Enfin, notre réseau s'oppose fermement à la segmentation des enfants et des jeunes qui doivent être protégés en fonction des secteurs. La tendance actuelle à la sanitarisation, notamment pour les mineurs présentant des problèmes complexes, pourrait conduire à la création d'unités spécifiques, engendrant des dualités terribles entre les enfants en grande précarité et ceux dont les crises sont considérées comme éteintes. Les réponses aux dysfonctionnements et le respect des droits et besoins des enfants reposent sur l'exercice effectif des responsabilités des départements, de la protection judiciaire de la jeunesse (PJJ), des agences régionales de santé (ARS), de l'éducation nationale et des préfectures, avec une volonté sincère de mise en œuvre.

L'Uniopss demande le déploiement des comités départementaux de protection de l'enfance (CDPE), non pas pour traiter uniquement la question des mineurs présentant des problèmes complexes et celle de la gestion des places, mais pour aborder de manière plus globale, avec une ingénierie portée par les observatoires départementaux de la protection de l'enfance (ODPE), la question des appels à projets auxquels les associations pourraient participer. Nous ne sommes pas de simples opérateurs, mais des acteurs capables de co-réfléchir à l'activité sur un territoire.

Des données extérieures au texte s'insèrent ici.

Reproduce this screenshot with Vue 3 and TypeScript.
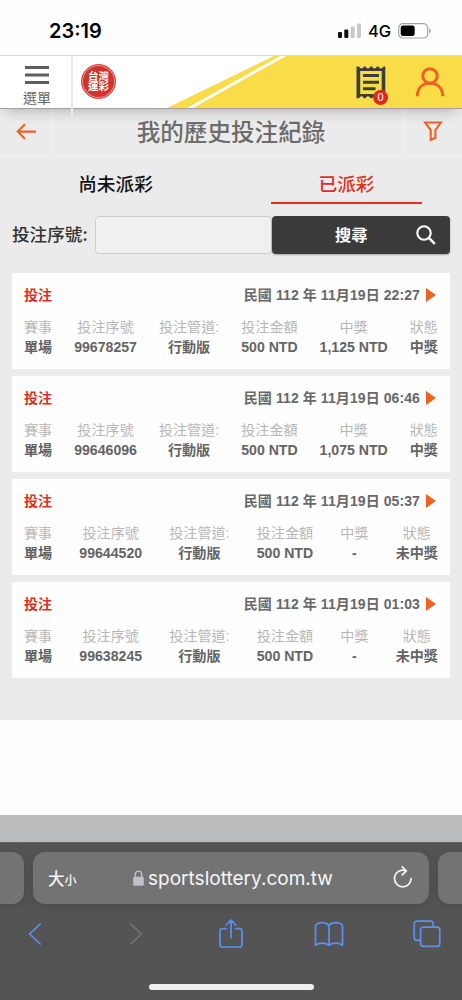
<script setup lang="ts">
interface Field {
  label: string
  value: string
}
interface Bet {
  date: string
  fields: Field[]
}

function bet(date: string, serial: string, won: string, status: string): Bet {
  return {
    date,
    fields: [
      { label: '賽事', value: '單場' },
      { label: '投注序號', value: serial },
      { label: '投注管道:', value: '行動版' },
      { label: '投注金額', value: '500 NTD' },
      { label: '中獎', value: won },
      { label: '狀態', value: status },
    ],
  }
}

const bets: Bet[] = [
  bet('民國 112 年 11月19日 22:27', '99678257', '1,125 NTD', '中獎'),
  bet('民國 112 年 11月19日 06:46', '99646096', '1,075 NTD', '中獎'),
  bet('民國 112 年 11月19日 05:37', '99644520', '-', '未中獎'),
  bet('民國 112 年 11月19日 01:03', '99638245', '-', '未中獎'),
]
</script>

<template>
  <div class="screen">
    <div class="status">
      <span class="clock">23:19</span>
      <span class="status-right">
        <svg width="24" height="16" viewBox="0 0 24 16">
          <rect x="0" y="9" width="4" height="6" rx="1" fill="#111" />
          <rect x="6.3" y="6.5" width="4" height="8.500" rx="1" fill="#111" />
          <rect x="12.7" y="3.5" width="4" height="11.5" rx="1" fill="#c9c9c9" />
          <rect x="19" y="0.5" width="4" height="14.5" rx="1" fill="#c9c9c9" />
        </svg>
        <span class="net">4G</span>
        <svg width="34" height="16" viewBox="0 0 34 16">
          <rect x="0.7" y="0.7" width="29" height="14.3" rx="4.3" fill="none" stroke="#a3a3a3" stroke-width="1.2" />
          <rect x="2.7" y="2.6" width="14" height="10.5" rx="2.4" fill="#000" />
          <path d="M31.2 5.6 Q33 6.4 33 7.9 Q33 9.4 31.2 10.2Z" fill="#a3a3a3" />
        </svg>
      </span>
    </div>

    <header class="brand">
      <div class="menu">
        <svg width="24" height="18" viewBox="0 0 24 18">
          <path d="M0 1.5H24M0 9H24M0 16.5H24" stroke="#5f5f5f" stroke-width="3" />
        </svg>
        <span>選單</span>
      </div>
      <div class="logo"><span>台灣</span><span>運彩</span></div>
      <svg class="swoosh" width="295" height="52" viewBox="167 56 295 52">
        <path d="M167 108L276 55H282L187 108Z M193 108L288 55H462V108Z" fill="#f8dc48" />
      </svg>
      <div class="actions">
        <div class="slip">
          <svg width="30" height="33" viewBox="0 0 30 33">
            <path d="M0.5 0.5H3Q4 2.6 5.5 2.6T8 0.5H9.5Q10.5 2.6 12 2.6T14.5 0.5H16Q17 2.6 18.5 2.6T21 0.5H22.5Q23.5 2.6 25 2.6T27.5 0.5H29.3V32.3H27.5Q26.5 30.2 25 30.2T22.5 32.3H21Q20 30.2 18.5 30.2T16 32.3H14.5Q13.5 30.2 12 30.2T9.5 32.3H8Q7 30.2 5.5 30.2T3 32.3H0.5Z" fill="#3f3d38" />
            <rect x="4.2" y="5" width="21.5" height="23" fill="#f8dc48" />
            <path d="M7 9.5H23M7 16.2H23M7 22.8H19.5" stroke="#3f3d38" stroke-width="3" />
          </svg>
          <span class="badge">0</span>
        </div>
        <svg class="user" width="30" height="30" viewBox="0 0 30 30" fill="none" stroke="#ee6224" stroke-width="3">
          <circle cx="15" cy="9" r="7.2" />
          <path d="M2.2 29.2C2.5 20.5 8 16.3 15 16.3S27.5 20.5 27.8 29.2" />
        </svg>
      </div>
    </header>

    <div class="titlebar">
      <div class="side left">
        <svg width="20" height="18" viewBox="0 0 20 18" fill="none" stroke="#ee6224" stroke-width="2.2">
          <path d="M9 1.3L1.8 8.6L9 15.9M2 8.6H20" />
        </svg>
      </div>
      <h1>我的歷史投注紀錄</h1>
      <div class="side right">
        <svg width="20" height="21" viewBox="0 0 20 21" fill="none" stroke="#ee6224" stroke-width="2.1">
          <path d="M2.1 1.5H17.9L12.4 9V16.8L7.7 19V9Z" />
        </svg>
      </div>
    </div>

    <main>
      <nav class="tabs">
        <div class="tab"><span>尚未派彩</span></div>
        <div class="tab active"><span>已派彩</span></div>
      </nav>
      <div class="search">
        <label for="serial">投注序號:</label>
        <input id="serial" type="text" />
        <button type="button">
          <span>搜尋</span>
          <svg width="20" height="20" viewBox="0 0 20 20" fill="none" stroke="#fff" stroke-width="2.1">
            <circle cx="8" cy="8" r="6.7" />
            <path d="M12.8 12.8L18.8 18.8" stroke-width="2.5" />
          </svg>
        </button>
      </div>
      <section class="list">
        <article v-for="b in bets" :key="b.date" class="card">
          <div class="top">
            <span class="kind">投注</span>
            <span class="date">{{ b.date }}</span>
            <svg width="10" height="14" viewBox="0 0 10 14"><path d="M0 0L10 7L0 14Z" fill="#ee6224" /></svg>
          </div>
          <div class="fields">
            <div v-for="f in b.fields" :key="f.label" class="field">
              <span class="label">{{ f.label }}</span>
              <span class="value">{{ f.value }}</span>
            </div>
          </div>
        </article>
      </section>
    </main>

    <div class="blank"></div>
    <div class="strip"></div>

    <footer>
      <div class="address-row">
        <div class="stub stub-left"></div>
        <div class="address">
          <span class="size">大<small>小</small></span>
          <span class="url">
            <svg width="11" height="16" viewBox="0 0 11 16">
              <rect x="0.2" y="6.8" width="10.6" height="9" rx="1.4" fill="#c1bfc8" />
              <path d="M2.3 7V4.3A3.2 3.2 0 0 1 8.7 4.3V7" fill="none" stroke="#c1bfc8" stroke-width="1.4" />
            </svg>
            <span>sportslottery.com.tw</span>
          </span>
          <svg class="reload" width="20" height="22" viewBox="0 0 20 22" fill="none" stroke="#f4f4f4" stroke-width="1.7" stroke-linecap="round" stroke-linejoin="round">
            <path d="M12.6 4.6C6.500 3 1.5 7 1.5 12.6A8.3 8.3 0 0 0 18.1 12.6M9.3 .9L13.300 4.900L9.3 8.900" />
          </svg>
        </div>
        <div class="stub stub-right"></div>
      </div>
      <div class="tools">
        <svg width="14" height="22" viewBox="0 0 14 22"><path d="M12.2 1L1.6 11L12.2 21" /></svg>
        <svg class="off" width="20" height="22" viewBox="0 0 20 22"><path d="M7.8 1L18.4 11L7.8 21" /></svg>
        <svg width="24" height="30" viewBox="0 0 24 30"><path d="M7.3 9.7H3.2Q1 9.7 1 12V25.5Q1 28 3.4 28H20.6Q23 28 23 25.5V12Q23 9.7 20.8 9.7H16.7M12 19V1.6M7.2 6L12 1.2L16.8 6" /></svg>
        <svg width="30" height="26" viewBox="0 0 30 26"><path d="M15 4.3C11.5 .8 4.5 .8 1.5 4.3V24.3C5 21.3 11.5 21.3 15 24.3C18.5 21.3 25 21.3 28.5 24.3V4.3C25.5 .8 18.5 .8 15 4.3V24.3" /></svg>
        <svg width="28" height="28" viewBox="0 0 28 28"><path d="M7.5 20.3H4Q1.2 20.3 1.2 17.5V4Q1.2 1.2 4 1.2H17.5Q20.3 1.2 20.3 4V7.2" /><rect x="7.6" y="7.2" width="19.2" height="19.2" rx="2.8" /></svg>
      </div>
      <div class="home"></div>
    </footer>
  </div>
</template>

<style>
body {
  margin: 0;
}
</style>

<style scoped>
* {
  box-sizing: border-box;
}
.screen {
  width: 462px;
  height: 1000px;
  overflow: hidden;
  display: flex;
  flex-direction: column;
  background: #fefefe;
  font-family: "Liberation Sans", "Noto Sans CJK TC", sans-serif;
}
svg {
  display: block;
  flex: none;
}
.status {
  height: 55px;
  flex: none;
  display: flex;
  justify-content: space-between;
  align-items: center;
  padding: 7px 30px 0 49px;
  font-family: Inter, sans-serif;
  color: #000;
}
.clock {
  font-size: 20px;
  font-weight: 600;
  line-height: 24px;
}
.status-right {
  display: flex;
  align-items: center;
}
.net {
  font-size: 16.5px;
  font-weight: 500;
  margin: 0 7px 0 6.5px;
  width: 23px;
  line-height: 20px;
}
.brand {
  position: relative;
  z-index: 1;
  height: 54px;
  flex: none;
  display: flex;
  align-items: flex-start;
  background: #fff;
  border-top: 1px solid #dcdcdc;
  border-bottom: 1px solid #a2a2a2;
  box-shadow: 0 7px 12px -5px rgba(0, 0, 0, 0.24);
}
.menu {
  width: 73px;
  height: 61px;
  flex: none;
  padding: 10px 0 0 3px;
  display: flex;
  flex-direction: column;
  align-items: center;
  border-right: 2px solid #e9e9e9;
  color: #666;
  font-size: 14px;
  line-height: 18px;
  gap: 5px;
}
.logo {
  width: 35px;
  height: 35px;
  flex: none;
  margin: 8px 0 0 8px;
  border-radius: 50%;
  background: #cf3430;
  border: 1px solid #d64b47;
  box-shadow: inset 0 0 0 1px #e79a97;
  display: flex;
  flex-direction: column;
  align-items: center;
  justify-content: center;
  padding-bottom: 1px;
  color: #fff;
  font-size: 10.5px;
  font-weight: 700;
  line-height: 10px;
}
.swoosh {
  position: absolute;
  right: 0;
  top: 0;
}
.actions {
  position: relative;
  margin-left: auto;
  display: flex;
  padding: 10px 17px 0 0;
  gap: 29px;
}
.slip {
  position: relative;
}
.badge {
  position: absolute;
  left: 17px;
  top: 24px;
  width: 15px;
  height: 15px;
  border-radius: 50%;
  background: #e0291f;
  color: #fff;
  font-size: 11px;
  line-height: 15px;
  text-align: center;
}
.user {
  margin-top: 1px;
}
.titlebar {
  height: 47px;
  flex: none;
  display: flex;
  align-items: stretch;
  background: #ebebeb;
  border-bottom: 1px solid #f1f1f1;
}
.side {
  width: 53px;
  display: flex;
  justify-content: center;
}
.side.left {
  border-right: 1px solid #f3f3f3;
  padding-top: 14px;
}
.side.right {
  width: 59px;
  border-left: 1px solid #f3f3f3;
  padding-top: 12px;
}
h1 {
  flex: 1;
  margin: 0;
  padding-left: 6px;
  text-align: center;
  color: #6c6c6c;
  font-size: 23.6px;
  font-weight: 500;
  line-height: 49px;
}
main {
  height: 564px;
  flex: none;
  background: #ebebeb;
}
.tabs {
  display: flex;
  height: 48px;
}
.tab {
  flex: 1;
  display: flex;
  justify-content: center;
  font-size: 18.7px;
  font-weight: 500;
  line-height: 57px;
  color: #111;
}
.tab.active {
  color: #e0301f;
}
.tab.active span {
  width: 151px;
  height: 48px;
  text-align: center;
  border-bottom: 2.5px solid #e0301f;
}
.search {
  display: flex;
  height: 38px;
  margin: 12px 12px 0;
}
label {
  width: 83px;
  white-space: nowrap;
  font-family: "Noto Sans CJK TC", sans-serif;
  font-size: 17.6px;
  font-weight: 500;
  line-height: 35px;
  color: #333;
}
input {
  width: 177px;
  min-width: 0;
  border: 1px solid #cdcdcd;
  border-radius: 4px;
  background: #f0f0f0;
  outline: none;
}
button {
  flex: 1;
  border: 0;
  border-radius: 4px;
  background: #3a3a3a;
  color: #fff;
  font: 700 16.3px/36px "Liberation Sans", "Noto Sans CJK TC", sans-serif;
  display: flex;
  align-items: center;
  padding: 0 14px 0 63px;
  justify-content: space-between;
  box-shadow: 0 1px 2px rgba(0, 0, 0, 0.3);
}
.list {
  display: flex;
  flex-direction: column;
  gap: 7px;
  margin: 18.5px 12px 0;
}
.card {
  height: 96px;
  padding: 12px 12px 0;
  background: #fefefe;
}
.top {
  display: flex;
  align-items: center;
  height: 20px;
  font-size: 14px;
  font-weight: 700;
  line-height: 20px;
}
.kind {
  color: #dc3023;
}
.date {
  margin: 0 6px 0 auto;
  letter-spacing: 0.09px;
  color: #686868;
}
.top svg {
  margin-right: 2px;
}
.fields {
  display: flex;
  justify-content: space-between;
  margin-top: 12.5px;
}
.field {
  display: flex;
  flex-direction: column;
  align-items: center;
  font-size: 14.1px;
  line-height: 20px;
  white-space: nowrap;
}
.label {
  color: #b7b7b7;
}
.value {
  font-weight: 700;
  color: #646464;
}
.blank {
  height: 95px;
  flex: none;
}
.strip {
  height: 27px;
  flex: none;
  background: #bbbcbe;
}
footer {
  flex: 1;
  background: #545454;
  padding-top: 9px;
  border-top: 1px solid #626262;
}
.address-row {
  display: flex;
  justify-content: space-between;
  height: 52px;
}
.stub,
.address {
  background: #737373;
  box-shadow: 0 2px 10px rgba(0, 0, 0, 0.12);
}
.stub {
  width: 24px;
}
.stub-left {
  border-radius: 0 12px 12px 0;
}
.stub-right {
  border-radius: 12px 0 0 12px;
}
.address {
  width: 396px;
  border-radius: 12px;
  display: flex;
  align-items: center;
  padding: 0 16px 0 15px;
  color: #f6f6f6;
}
.size {
  width: 85px;
  padding-top: 3px;
  font-size: 16.5px;
  font-weight: 500;
  line-height: 24px;
}
.size small {
  font-size: 12px;
}
.url {
  display: flex;
  align-items: center;
  gap: 4px;
  padding-top: 1px;
  font: 400 19.05px/24px Inter, sans-serif;
}
.url svg {
  margin-bottom: 1px;
}
.reload {
  margin-left: auto;
  margin-bottom: 2px;
}
.tools {
  display: grid;
  grid-template-columns: repeat(5, 98px);
  justify-items: center;
  align-items: center;
  height: 30px;
  margin: 15px 0 0 -14.5px;
  fill: none;
  stroke: #5c90f0;
  stroke-width: 1.7px;
  stroke-linecap: round;
  stroke-linejoin: round;
}
.tools .off {
  stroke: #757575;
}
.home {
  width: 165px;
  height: 6px;
  margin: 35px auto 0;
  border-radius: 3px;
  background: #efefef;
}
</style>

Dans l'intérêt des enfants, l'Uniopss souhaite que les cahiers des charges des appels à projets soient définis avec l'ensemble de l'expertise présente sur le territoire, qu'elle soit associative ou institutionnelle : PJJ, ARS, éducation nationale. Pour que ces instances deviennent de véritables espaces de gouvernance partagée, il est nécessaire de renforcer les compétences en matière de protection de l'enfance dans les préfectures, notamment par le recrutement de délégués départementaux à la protection de l'enfance, actuellement présents dans seulement quelques départements.